Essaouira est peut-être une petite ville aujourd’hui, mais son port raconte une toute autre histoire. On devine son ancienne grandeur dans la taille des quais, dans cette ouverture sans limite sur le monde extérieur. Une ville carrefour, une ville-puzzle, où les traditions se sont mêlées. On s’émerveille de cette coutume du “mélange”, où l’on célébrait autrefois trois dimanches : le vendredi pour les musulmans, le samedi pour les juifs et le dimanche pour les chrétiens.

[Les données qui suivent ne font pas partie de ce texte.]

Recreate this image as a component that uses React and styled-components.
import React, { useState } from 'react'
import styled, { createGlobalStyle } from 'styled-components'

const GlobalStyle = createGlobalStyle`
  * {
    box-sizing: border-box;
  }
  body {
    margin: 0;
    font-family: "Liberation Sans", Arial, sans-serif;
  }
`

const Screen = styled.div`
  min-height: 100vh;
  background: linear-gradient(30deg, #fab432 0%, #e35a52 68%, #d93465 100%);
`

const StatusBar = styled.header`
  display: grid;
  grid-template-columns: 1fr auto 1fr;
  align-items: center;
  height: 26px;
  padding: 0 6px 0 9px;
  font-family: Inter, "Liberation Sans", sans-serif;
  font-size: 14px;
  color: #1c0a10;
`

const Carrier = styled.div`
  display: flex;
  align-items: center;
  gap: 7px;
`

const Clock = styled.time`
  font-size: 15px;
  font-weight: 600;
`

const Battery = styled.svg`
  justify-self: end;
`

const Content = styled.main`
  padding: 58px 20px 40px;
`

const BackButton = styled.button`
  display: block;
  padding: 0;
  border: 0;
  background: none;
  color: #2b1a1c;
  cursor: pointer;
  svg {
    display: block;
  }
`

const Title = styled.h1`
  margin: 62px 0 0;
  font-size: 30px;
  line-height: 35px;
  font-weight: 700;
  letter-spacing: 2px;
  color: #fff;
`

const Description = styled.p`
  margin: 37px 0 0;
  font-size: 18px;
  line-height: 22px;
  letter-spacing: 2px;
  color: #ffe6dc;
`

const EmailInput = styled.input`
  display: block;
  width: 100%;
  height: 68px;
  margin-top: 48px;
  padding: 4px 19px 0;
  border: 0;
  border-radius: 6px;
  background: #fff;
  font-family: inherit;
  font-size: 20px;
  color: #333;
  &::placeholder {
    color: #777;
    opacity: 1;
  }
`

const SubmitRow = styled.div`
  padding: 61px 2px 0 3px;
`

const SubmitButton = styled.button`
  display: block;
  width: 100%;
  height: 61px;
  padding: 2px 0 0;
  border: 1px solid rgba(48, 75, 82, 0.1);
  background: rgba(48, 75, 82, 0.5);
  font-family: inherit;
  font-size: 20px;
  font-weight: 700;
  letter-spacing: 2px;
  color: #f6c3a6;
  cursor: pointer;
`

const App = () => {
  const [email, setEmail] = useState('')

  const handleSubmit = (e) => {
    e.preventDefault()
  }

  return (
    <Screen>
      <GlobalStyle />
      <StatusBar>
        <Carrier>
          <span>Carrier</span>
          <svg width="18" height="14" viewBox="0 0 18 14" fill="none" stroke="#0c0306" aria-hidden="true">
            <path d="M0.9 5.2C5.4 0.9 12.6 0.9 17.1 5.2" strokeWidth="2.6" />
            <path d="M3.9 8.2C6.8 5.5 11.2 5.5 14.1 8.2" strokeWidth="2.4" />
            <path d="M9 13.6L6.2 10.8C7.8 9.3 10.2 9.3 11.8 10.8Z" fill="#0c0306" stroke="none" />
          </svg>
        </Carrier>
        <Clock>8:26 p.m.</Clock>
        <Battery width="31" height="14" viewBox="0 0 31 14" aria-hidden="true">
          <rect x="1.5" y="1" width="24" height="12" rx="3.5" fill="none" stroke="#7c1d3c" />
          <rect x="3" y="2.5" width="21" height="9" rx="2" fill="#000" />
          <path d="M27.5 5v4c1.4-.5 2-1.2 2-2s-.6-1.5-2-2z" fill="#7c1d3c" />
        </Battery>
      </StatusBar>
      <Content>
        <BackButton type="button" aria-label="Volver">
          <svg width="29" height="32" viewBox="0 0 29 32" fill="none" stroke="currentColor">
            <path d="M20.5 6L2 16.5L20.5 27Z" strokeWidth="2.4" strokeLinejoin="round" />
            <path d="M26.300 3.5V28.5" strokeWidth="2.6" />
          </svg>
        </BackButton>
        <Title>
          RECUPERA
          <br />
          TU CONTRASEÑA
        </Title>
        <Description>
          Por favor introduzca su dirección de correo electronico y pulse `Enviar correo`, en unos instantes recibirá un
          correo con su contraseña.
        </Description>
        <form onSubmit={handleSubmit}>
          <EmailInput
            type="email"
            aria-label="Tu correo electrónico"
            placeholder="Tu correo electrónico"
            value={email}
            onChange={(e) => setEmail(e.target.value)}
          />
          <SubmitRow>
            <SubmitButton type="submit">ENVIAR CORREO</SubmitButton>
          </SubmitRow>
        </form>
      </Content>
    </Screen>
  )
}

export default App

Une mosaïque de confessions et de cultures qui donne à Essaouira une âme unique.
Où dormir ?
Le jardin des Douars : Perché sur les collines, c’est le genre d’endroit où on finit par oublier l’heure. Les bâtisses couleur terre cuite semblent sortir du paysage, les piscines vert jade appellent à paresser toute la journée, quand le spa fait disparaître les dernières tensions.
La villa Essaouira : Au cœur de la médina. Nous n’y avons pas dormi, mais on ne nous en a dit que du bien. On y a pris un cocktail, sur le toit au coucher du soleil, suivi d’un dîner dans un petit patio privé. Un vrai labyrinthe, mais simple et tellement joli.
Où manger ?
Sur le port ou au marché berbère - définitivement.
Dans la Médina, nous n’avons eu le temps de tester que le restaurant ADWAK où nous nous sommes laissés conquérir par un couscous traditionnel. Bien sûr, il était excellent, comme une promesse tenue.